Within those titles, there are more than 400 movies about the Holocaust, but the focus of the archive “isn’t the Holocaust, but Jewish life for everyone,” commented Steinmetz.
That said, the archive staff pulled out the following four films for Holocaust Remembrance Day, a mixture of testimony and history ranging from the war to the 1980s.
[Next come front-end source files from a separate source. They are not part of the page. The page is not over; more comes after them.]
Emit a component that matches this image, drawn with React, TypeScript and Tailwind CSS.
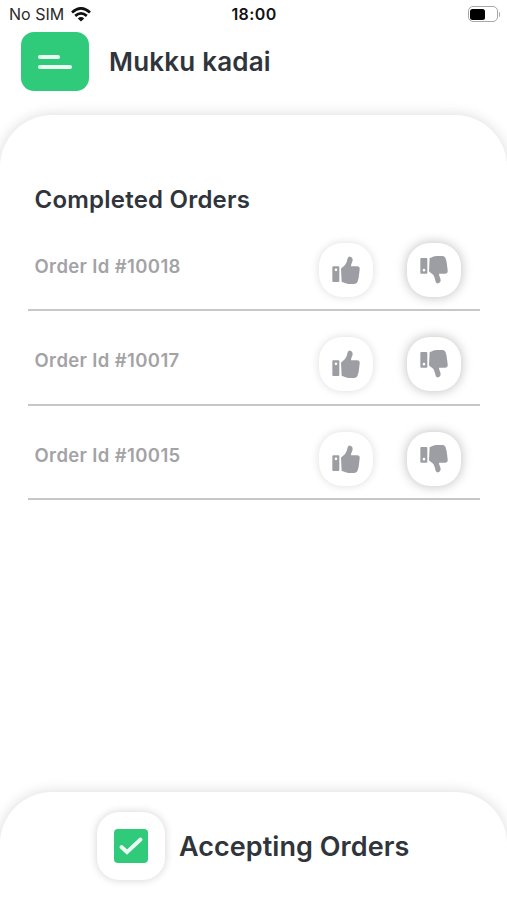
import { useState } from "react"

interface Order {
  id: number
}

const orders: Order[] = [{ id: 10018 }, { id: 10017 }, { id: 10015 }]

function ThumbIcon({ className }: { className?: string }) {
  return (
    <svg viewBox="0 0 84 84" className={className} fill="currentColor">
      <path
        fillRule="evenodd"
        d="M4 31h15q3 0 3 3v41q0 3-3 3H4q-3 0-3-3V34q0-3 3-3ZM12 37.5a4 4 0 1 0 0 8a4 4 0 1 0 0-8Z"
      />
      <path d="M27 39q0-3 3-4q10-5 14-17l3-11q2-6 8-5q7 2 7 9q0 5-3 11q-2 4-2 9h18q9 0 8 9q0 4-1 8q0 4-1 8q0 4-1 8q0 4-2 8q-1 11-11 12q-22 2-34-5l-4-1Z" />
    </svg>
  )
}

function WifiIcon() {
  return (
    <svg viewBox="0 0 20 15" className="h-[15px] w-5" fill="none" stroke="#111" strokeWidth="2.7">
      <path d="M1 5.4Q10-2.6 19 5.4" />
      <path d="M4.2 8.9Q10 4 15.8 8.9" />
      <path d="M10 14.4L6.8 11.4Q10 8.6 13.2 11.4Z" fill="#111" stroke="none" />
    </svg>
  )
}

function StatusBar() {
  return (
    <div className="grid h-[29px] shrink-0 grid-cols-3 items-center pr-[7px] pb-px pl-[9px] font-['Inter'] text-[#111]">
      <div className="flex items-center gap-[7px]">
        <span className="text-[16px] whitespace-nowrap text-[#2a2a2a]">No SIM</span>
        <WifiIcon />
      </div>
      <span className="pr-px text-center text-[16px] font-semibold tracking-[0.4px]">18:00</span>
      <div className="flex items-center justify-end gap-px">
        <div className="h-4 w-[30px] rounded-[5px] border-[1.5px] border-[#a8a8a8] p-[1.5px]">
          <div className="h-full w-[15px] rounded-[2.5px] bg-black" />
        </div>
        <div className="h-[5px] w-[1.5px] rounded-r bg-[#a8a8a8]" />
      </div>
    </div>
  )
}

function OrderRow({ order }: { order: Order }) {
  return (
    <div className="flex h-[94.3px] items-start border-b-2 border-[#c7c7c9] pr-[18.5px] pl-[7px]">
      <span className="mt-[37px] text-[18.5px] leading-6 font-semibold tracking-[0.37px] text-[#a3a3a6]">
        Order Id #{order.id}
      </span>
      <div className="mt-[26px] ml-auto flex gap-[34px]">
        <button className="flex size-[54px] items-center justify-center rounded-[23px] bg-white text-[#9d9ea4] shadow-[0_0_9px_rgba(0,0,0,0.14)]">
          <ThumbIcon className="size-7" />
        </button>
        <button className="flex size-[54px] items-center justify-center rounded-[23px] bg-white text-[#9d9ea4] shadow-[0_0_12px_rgba(0,0,0,0.27)]">
          <ThumbIcon className="size-7 -scale-y-100" />
        </button>
      </div>
    </div>
  )
}

export default function App() {
  const [accepting, setAccepting] = useState(true)

  return (
    <div className="flex h-[900px] w-[507px] flex-col overflow-hidden bg-white font-['Inter',sans-serif] text-[#30343b]">
      <StatusBar />
      <header className="flex h-[86px] shrink-0 items-start pt-[3px] pl-[21px]">
        <button className="flex h-[59px] w-[68px] flex-col justify-center gap-[6px] rounded-[13px] bg-[#2fcb7a] pl-[17px]">
          <span className="h-[4px] w-[22px] rounded-full bg-[#e9fff3]" />
          <span className="h-[4px] w-[34px] rounded-full bg-[#e9fff3]" />
        </button>
        <h1 className="ml-5 text-[26px] leading-[59px] font-semibold tracking-[0.2px]">Mukku kadai</h1>
      </header>

      {/* runs on under the footer so its rounded corners sit on plain white */}
      <main className="-mb-[108px] min-h-0 flex-1 rounded-t-[52px] bg-white px-[27.5px] pt-[69px] shadow-[0_0_14px_rgba(0,0,0,0.15)]">
        <h2 className="pl-[7px] text-[24px] leading-8 font-semibold tracking-[0.22px]">Completed Orders</h2>
        <div className="mt-px flex flex-col">
          {orders.map((order) => (
            <OrderRow key={order.id} order={order} />
          ))}
        </div>
      </main>

      <footer className="relative flex h-[108px] shrink-0 items-center rounded-t-[52px] bg-white pl-[97px] shadow-[0_0_14px_rgba(0,0,0,0.15)]">
        <button
          onClick={() => setAccepting(!accepting)}
          className="flex size-[68px] items-center justify-center rounded-[22px] bg-white shadow-[0_0_9px_rgba(0,0,0,0.18)]"
        >
          <span className="flex size-[34px] items-center justify-center rounded-[4px] bg-[#2fcb7a]">
            {accepting && (
              <svg viewBox="0 0 24 18" className="h-[18px] w-6" fill="none" stroke="#effff6" strokeWidth="3.8" strokeLinecap="round">
                <path d="M2.5 10L8 15.2L21.5 2.5" />
              </svg>
            )}
          </span>
        </button>
        <span className="mt-[2px] ml-[14px] text-[27px] font-semibold tracking-[0.05px]">Accepting Orders</span>
      </footer>
    </div>
  )
}
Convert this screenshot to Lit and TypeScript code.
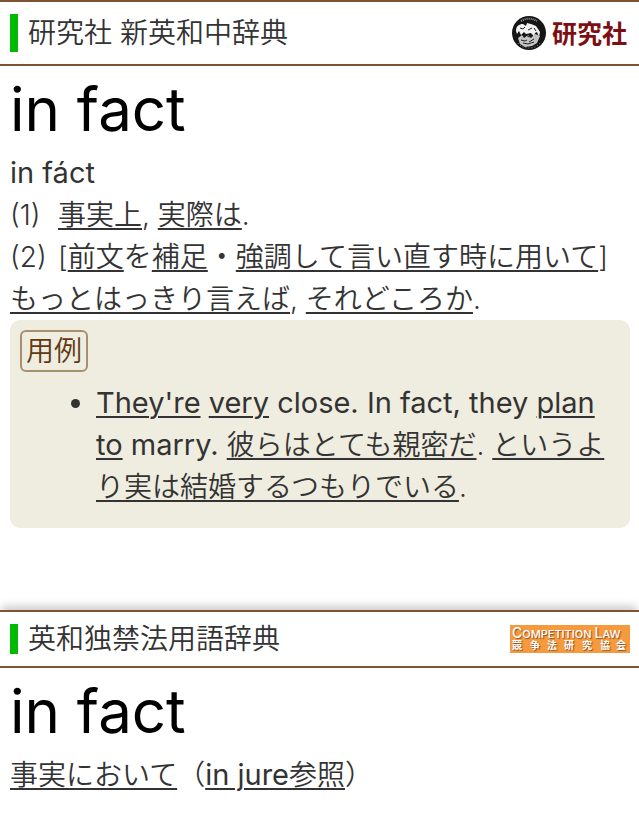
import { LitElement, html, css } from "lit";
import { customElement } from "lit/decorators.js";

const link = (text: string) => html`<a href="#">${text}</a>`;

@customElement("app-root")
export class AppRoot extends LitElement {
  static styles = css`
    :host {
      display: block;
      font-family: Inter, "Noto Sans CJK JP", sans-serif;
      font-weight: 350;
      font-size: 28px;
      line-height: 42px;
      color: #333;
      background: #fff;
    }
    .head {
      display: flex;
      align-items: center;
      justify-content: space-between;
      padding: 12px 9px 12px 10px;
      border-top: 2px solid #7d5534;
      border-bottom: 2px solid #7d5534;
    }
    .later .head {
      box-shadow: 0 -6px 8px -2px #ccc;
    }
    .title {
      margin: 0;
      padding-left: 10px;
      border-left: 8px solid #00b900;
      font: inherit;
      line-height: 38px;
    }
    .later .title {
      line-height: 30px;
    }
    .body {
      padding: 0 9px 0 10px;
    }
    .word {
      margin: 0;
      font-size: 60px;
      font-weight: 400;
      line-height: 86px;
      color: #000;
    }
    p {
      margin: 0;
    }
    .en {
      font-size: 29px;
      font-weight: 390;
      line-height: 1;
    }
    .num {
      display: inline-block;
      width: 48px;
    }
    a {
      color: inherit;
      text-decoration: underline;
      text-decoration-thickness: 2px;
      text-underline-offset: 3px;
    }
    .example {
      padding: 10px 10px 20px;
      border-radius: 10px;
      background: #efede0;
    }
    .tag {
      display: inline-block;
      padding: 0 4px;
      border: 2px solid #a6906f;
      border-radius: 6px;
      line-height: 38px;
      color: #603912;
      vertical-align: top;
    }
    ul {
      margin: 10px 0 0;
      padding-left: 76px;
    }
    .later {
      margin-top: 82px;
    }
    .kenkyusha {
      display: block;
      width: 120px;
      height: 38px;
    }
    .law {
      display: block;
      width: 120px;
      height: 28px;
      overflow: visible;
    }
    .law text {
      fill: #fff;
      text-shadow: 1px 1px 1px #8a5220;
    }
  `;

  private kenkyusha() {
    return html`<svg class="kenkyusha" viewBox="0 0 120 38" role="img" aria-label="研究社">
      <circle cx="19" cy="19" r="17" fill="#161616" />
      <path d="M11 7c5-3 11-3 16 0" fill="none" stroke="#999" stroke-width="2" stroke-dasharray="1 1" />
      <path
        d="M6 17c0-5 3-7 7-7l3 2 1-3 4 1 5 2 4 6-1 5-2-5-2 1-1 4-3-4-5 1-2-2-3 3-2-4-2 3z"
        fill="#f2f2f2"
      />
      <path
        d="M8 24l4-3 2 3 4-3 3 3 4-4 5 2-3 7-5 3-7 1-5-3z"
        fill="#c4c4c4"
      />
      <path
        d="M10 14l3 1 2-2m3 3l4-2m2 0l2 3M11 26l4 1 2-1m2 2l5-3M13 29l5 1 6-2M16 21l3 2 4-2"
        fill="none"
        stroke="#222"
        stroke-width="1"
      />
      <path d="M8 29c3 4 7 5 11 5s8-1 11-5" fill="none" stroke="#888" stroke-width="1" stroke-dasharray="1 2" />
      <text x="42" y="29" font-size="25" font-weight="700" fill="#7d0f14">研究社</text>
    </svg>`;
  }

  private law() {
    return html`<svg class="law" viewBox="0 0 120 28" role="img" aria-label="Competition Law 競争法研究協会">
      <rect width="120" height="28" fill="#f79a3e" />
      <text x="2" y="13" font-size="11" font-weight="500"><tspan font-size="14">C</tspan>OMPETITION <tspan font-size="14">L</tspan>AW</text>
      <text x="2 20 37 54 72 90 106" y="24" font-size="10" font-weight="700">競争法研究協会</text>
    </svg>`;
  }

  render() {
    return html`
      <main lang="ja">
        <section>
          <header class="head">
            <h2 class="title">研究社 新英和中辞典</h2>
            ${this.kenkyusha()}
          </header>
          <div class="body">
            <h1 class="word">in fact</h1>
            <p><span class="en">in fáct</span></p>
            <p><span class="num">(1)</span>${link("事実上")}, ${link("実際は")}.</p>
            <p>
              <span class="num">(2)</span>[${link("前文")}を${link("補足")}・${link("強調して言い直す時に用いて")}]
              ${link("もっとはっきり言えば")}, ${link("それどころか")}.
            </p>
            <div class="example">
              <span class="tag">用例</span>
              <ul>
                <li>
                  <span class="en">${link("They're")} ${link("very")} close. In fact, they ${link("plan")}
                  ${link("to")} marry. </span>${link("彼らはとても親密だ")}. ${link("というより実は結婚するつもりでいる")}.
                </li>
              </ul>
            </div>
          </div>
        </section>
        <section class="later">
          <header class="head">
            <h2 class="title">英和独禁法用語辞典</h2>
            ${this.law()}
          </header>
          <div class="body">
            <h1 class="word">in fact</h1>
            <p>${link("事実において")}（<a href="#"><span class="en">in jure</span>参照</a>）</p>
          </div>
        </section>
      </main>
    `;
  }
}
* 1. Hitler-Mussolini on the Eastern Front (1942) – A rare color movie shot by a German soldier stationed in Eastern Europe. The movie depicts soldiers on the front and documents a meeting between the two Fascist leaders.
* 2. Habricha (1947) – Jewish refugees escape Europe and journey to pre-state Palestine after the Holocaust.
* 3. Report on the Living (1947) – Holocaust survivors in Europe are rehabilitated by the Joint Distribution Committee.
* 4. A Bunch of Grapes (1985) – Child survivor Eveline Goodman-Thau talks about her personal experiences during the Holocaust, from her childhood in Vienna to the family’s escape to Holland.
--- End quote ---

IainB:
My newsfeed from the Times of Israel had an intriguing post "The Intelligent Person's Guide to Holocaust Denial", so I clicked on it thinking it (The Times) must be extraordinarily balanced to publish such an article at this time - and got Rickrolled!  ;D

Renegade:
By no means do I wish to trivialize the deaths of 6 million people, but really, this is completely distorted in terms of attention paid to it.

In the 20th century 262,000,000 people were murdered by their governments. The Nazi holocaust represents around 21,000,000 people. Remember, they murdered the sick, elderly, disabled, mentally retarded, homosexuals, political dissidents, and basically just whoever they didn't like. i.e. The Nazis murdered about 8% of the victims of democidew in the 20th century. The Jews represent about 2.3% of the victims of democide in the 20th century.

That means that we're basically ignoring the 97.7% of people that were murdered by their governments.

Human is human. Whether that's Jew, white, black, yellow, red, Chinese, Ugandan, Russian, gay, straight, bi, genius academic, invalid cripple, or whatever.

I would ask that alongside the heinous murder of 6 million Jews, we also take time to remember that there have been many, many more than that.



And it is continuing today. And it will continue tomorrow. We need to know and understand that the largest single cause of unnatural death is government. Governments always think they are doing "good".

Sorry - I don't mean to derail this thread or demean the deaths of anyone. I merely want to point out that the Jews were very far from unique, and we need to come to grips with that vast scale of evil before we can try to prevent it from happening again.

IainB:
By no means do I wish to trivialize the deaths of 6 million people...we need to come to grips with that [Mortacracies] vast scale of evil before we can try to prevent it from happening again.
-Renegade (April 18, 2012, 09:34 AM)
--- End quote ---
+1. I quite agree.   :Thmbsup:

I could change the subject of the opening post to something more appropriate to all historical humungamass-murders, but I'm not sure what it could be.
What would you suggest?

By the way, though you say:
...the Jews were very far from unique...

--- End quote ---
- several things about the Holocaust do make it, historically, kinda unique, including for example:

* There is a "Remembrance Day" held for the 6 million. I'm not sure, but as far as I am aware, there is not a similar remembrance day held for (say) the Armenian genocide. (Is there?)
* I think the word "genocide" was coined to describe the 20th century's then known systematic exterminations committed by a nation/government on a people (I think the Armenian genocide was the first, and the Holocaust was the second), and the term was originally used in the Nuremberg trials.
* The perpetrators of the Holocaust meticulously recorded most of what they did for posterity, thus creating lots of incriminating historical evidence, used in the Nuremberg trials.
* The Nuremberg trials were arguably the turning-point where civilization (or democratic Western civilization, at least) said "Enough" to humungamass-murders, and showed how these "crimes against humanity" could be addressed in an unbiased, international law.
* The Holocaust led to the UN Convention on the Prevention and Punishment of the Crime of Genocide, which was manifestly adopted for humanitarian and civilizing purposes - the idea being to discourage the repetition of history in this regard, or at least, if it was, then how it would be punished under international law.
That is, the Holocaust was a historical landmark and a trigger that released the idea of an indelible and greater humanitarianising and civilizing force into a world which previously had nothing quite like that before. So the 6 million deaths might not have been entirely in vain. The Holocaust taught us something which has arguably enabled humanity to take a further social evolutionary step - not that all societies/nations necessarily want to take that step, unfortunately.

Renegade:
By the way, though you say:
...the Jews were very far from unique...

--- End quote ---
- several things about the Holocaust do make it, historically, kinda unique, including for example:
-IainB (April 19, 2012, 05:35 AM)
--- End quote ---

Quite right there. I'm simply very inarticulate at times. I mean unique in the sense that people were murdered. I didn't consider any surrounding circumstances.